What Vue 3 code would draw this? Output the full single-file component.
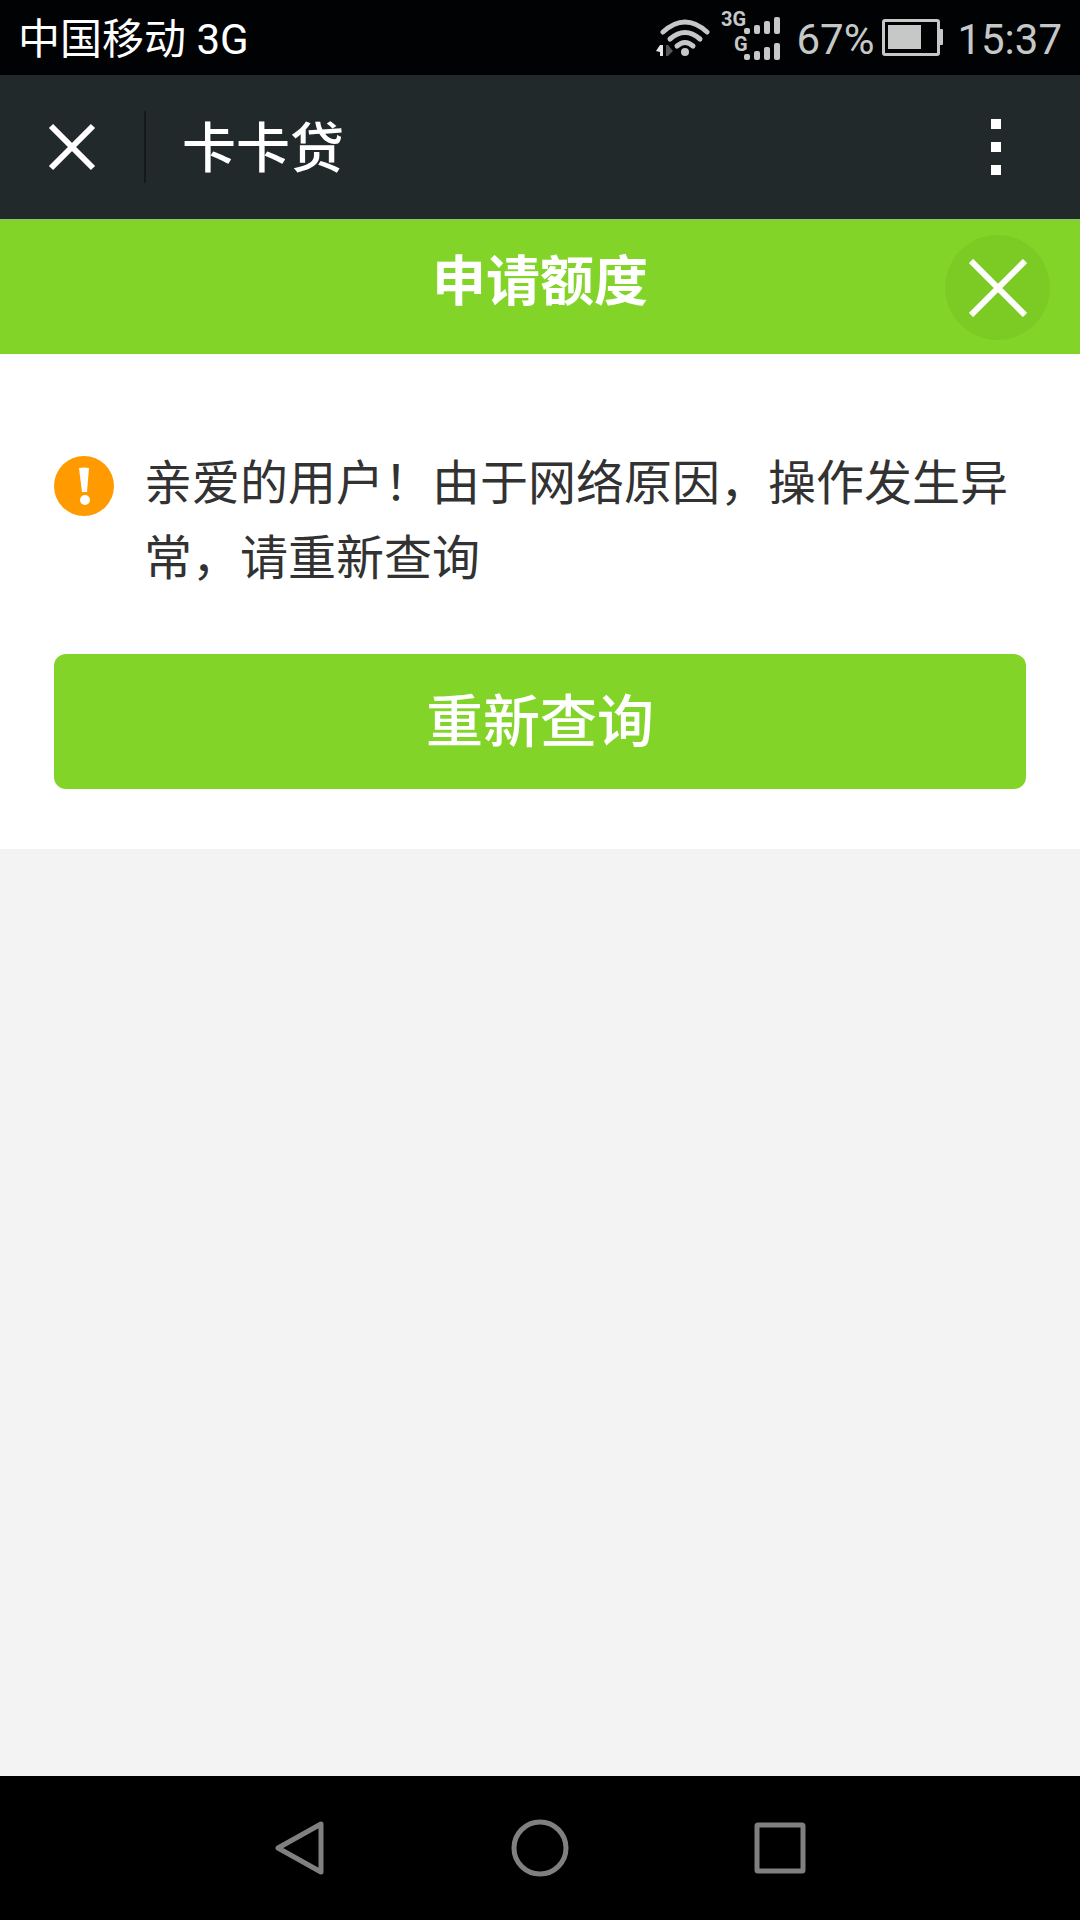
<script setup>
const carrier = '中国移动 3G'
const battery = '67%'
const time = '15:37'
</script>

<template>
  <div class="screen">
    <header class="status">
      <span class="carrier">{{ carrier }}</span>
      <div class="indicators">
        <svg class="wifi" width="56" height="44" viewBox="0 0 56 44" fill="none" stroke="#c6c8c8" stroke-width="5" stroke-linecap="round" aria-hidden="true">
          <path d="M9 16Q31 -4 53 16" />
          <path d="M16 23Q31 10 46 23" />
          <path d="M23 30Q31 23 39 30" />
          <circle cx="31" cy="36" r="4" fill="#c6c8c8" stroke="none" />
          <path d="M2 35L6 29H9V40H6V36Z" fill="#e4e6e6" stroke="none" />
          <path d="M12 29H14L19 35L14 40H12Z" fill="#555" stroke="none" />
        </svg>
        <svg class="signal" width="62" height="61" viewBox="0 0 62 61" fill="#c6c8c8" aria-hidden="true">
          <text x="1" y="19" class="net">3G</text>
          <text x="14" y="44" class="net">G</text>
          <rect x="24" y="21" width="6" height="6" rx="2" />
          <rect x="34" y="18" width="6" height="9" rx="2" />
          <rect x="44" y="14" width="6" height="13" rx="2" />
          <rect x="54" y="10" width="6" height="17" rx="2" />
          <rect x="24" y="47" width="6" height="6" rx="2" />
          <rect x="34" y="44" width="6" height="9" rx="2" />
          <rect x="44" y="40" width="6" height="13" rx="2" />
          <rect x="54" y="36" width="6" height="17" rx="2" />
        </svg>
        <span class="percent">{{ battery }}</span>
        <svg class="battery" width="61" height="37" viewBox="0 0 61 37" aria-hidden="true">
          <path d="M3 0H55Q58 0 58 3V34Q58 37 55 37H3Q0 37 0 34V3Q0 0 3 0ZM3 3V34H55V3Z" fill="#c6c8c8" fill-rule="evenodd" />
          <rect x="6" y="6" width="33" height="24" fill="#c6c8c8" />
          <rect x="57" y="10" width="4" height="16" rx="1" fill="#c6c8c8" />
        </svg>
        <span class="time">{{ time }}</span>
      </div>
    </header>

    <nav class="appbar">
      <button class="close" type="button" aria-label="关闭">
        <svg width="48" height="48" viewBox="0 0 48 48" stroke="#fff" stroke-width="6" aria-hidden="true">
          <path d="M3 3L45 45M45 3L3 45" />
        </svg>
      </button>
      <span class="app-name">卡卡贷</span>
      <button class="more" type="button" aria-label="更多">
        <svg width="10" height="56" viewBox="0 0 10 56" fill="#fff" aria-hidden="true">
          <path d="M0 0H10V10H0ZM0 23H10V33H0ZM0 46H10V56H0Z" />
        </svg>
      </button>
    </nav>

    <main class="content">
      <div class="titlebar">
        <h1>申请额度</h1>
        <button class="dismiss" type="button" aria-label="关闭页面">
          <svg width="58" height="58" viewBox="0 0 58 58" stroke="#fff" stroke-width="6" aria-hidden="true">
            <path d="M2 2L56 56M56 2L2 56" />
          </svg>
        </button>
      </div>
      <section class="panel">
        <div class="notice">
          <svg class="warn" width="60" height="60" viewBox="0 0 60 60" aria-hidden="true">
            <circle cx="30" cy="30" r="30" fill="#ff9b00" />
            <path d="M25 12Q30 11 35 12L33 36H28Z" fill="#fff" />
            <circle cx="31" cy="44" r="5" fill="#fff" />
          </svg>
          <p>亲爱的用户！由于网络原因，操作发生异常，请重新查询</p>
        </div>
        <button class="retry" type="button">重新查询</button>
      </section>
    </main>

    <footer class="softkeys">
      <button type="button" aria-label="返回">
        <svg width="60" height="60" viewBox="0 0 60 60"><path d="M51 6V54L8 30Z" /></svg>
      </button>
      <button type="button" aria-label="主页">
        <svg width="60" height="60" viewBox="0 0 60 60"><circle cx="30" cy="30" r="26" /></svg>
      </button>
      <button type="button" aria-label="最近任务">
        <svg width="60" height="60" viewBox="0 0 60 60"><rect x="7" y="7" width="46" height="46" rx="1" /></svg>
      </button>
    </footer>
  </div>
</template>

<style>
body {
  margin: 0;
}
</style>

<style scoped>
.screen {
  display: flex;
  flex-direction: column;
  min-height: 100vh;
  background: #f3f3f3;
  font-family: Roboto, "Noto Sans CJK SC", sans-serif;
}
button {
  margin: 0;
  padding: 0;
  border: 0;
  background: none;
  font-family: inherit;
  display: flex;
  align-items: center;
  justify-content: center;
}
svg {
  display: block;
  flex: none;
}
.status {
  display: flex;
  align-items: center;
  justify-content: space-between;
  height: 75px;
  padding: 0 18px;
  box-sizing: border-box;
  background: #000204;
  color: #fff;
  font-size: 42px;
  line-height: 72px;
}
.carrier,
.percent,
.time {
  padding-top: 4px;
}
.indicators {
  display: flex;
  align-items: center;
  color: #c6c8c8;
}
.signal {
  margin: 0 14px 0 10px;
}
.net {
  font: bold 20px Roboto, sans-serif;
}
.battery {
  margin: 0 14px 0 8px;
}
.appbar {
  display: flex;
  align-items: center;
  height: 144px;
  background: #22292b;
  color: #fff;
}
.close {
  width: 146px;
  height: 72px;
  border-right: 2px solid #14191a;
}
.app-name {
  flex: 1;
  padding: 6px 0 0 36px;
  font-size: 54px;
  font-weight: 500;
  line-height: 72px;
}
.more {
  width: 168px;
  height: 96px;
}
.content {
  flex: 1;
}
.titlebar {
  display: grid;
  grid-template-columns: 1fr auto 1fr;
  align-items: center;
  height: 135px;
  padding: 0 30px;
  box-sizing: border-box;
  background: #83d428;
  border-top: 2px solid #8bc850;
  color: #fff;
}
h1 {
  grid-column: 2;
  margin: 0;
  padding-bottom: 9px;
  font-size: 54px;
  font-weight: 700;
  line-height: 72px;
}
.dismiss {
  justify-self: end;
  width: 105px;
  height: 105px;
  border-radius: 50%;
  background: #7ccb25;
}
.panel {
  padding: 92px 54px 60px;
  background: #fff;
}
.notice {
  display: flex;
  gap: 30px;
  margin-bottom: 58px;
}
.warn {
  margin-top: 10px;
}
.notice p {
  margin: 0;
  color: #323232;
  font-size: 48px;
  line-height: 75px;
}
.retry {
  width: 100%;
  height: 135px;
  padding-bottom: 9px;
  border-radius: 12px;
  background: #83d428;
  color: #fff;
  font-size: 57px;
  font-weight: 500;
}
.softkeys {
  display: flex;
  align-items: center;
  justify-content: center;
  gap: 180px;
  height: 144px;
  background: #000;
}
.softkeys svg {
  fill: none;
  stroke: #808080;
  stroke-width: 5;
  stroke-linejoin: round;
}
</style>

==

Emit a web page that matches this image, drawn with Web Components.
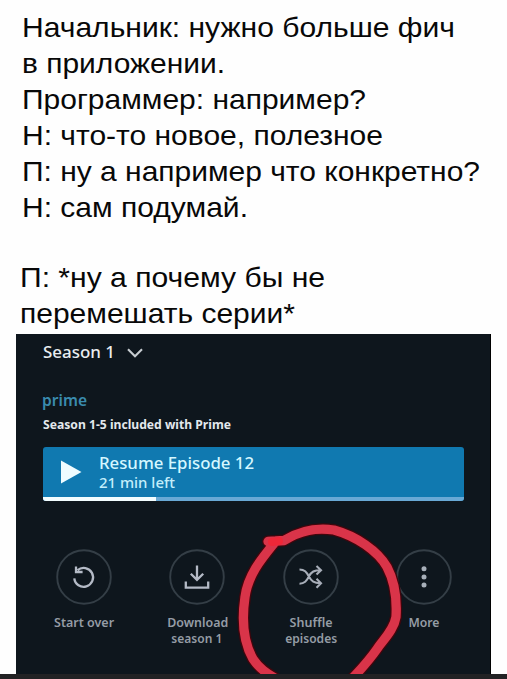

▶ [REQUIRED WORK]
Gather each line holding the string "this".

▶ [TASK RESPONSE]
What Vue 3 code would draw this? Output the full single-file component.
Emit a web page that matches this image, drawn with Web Components.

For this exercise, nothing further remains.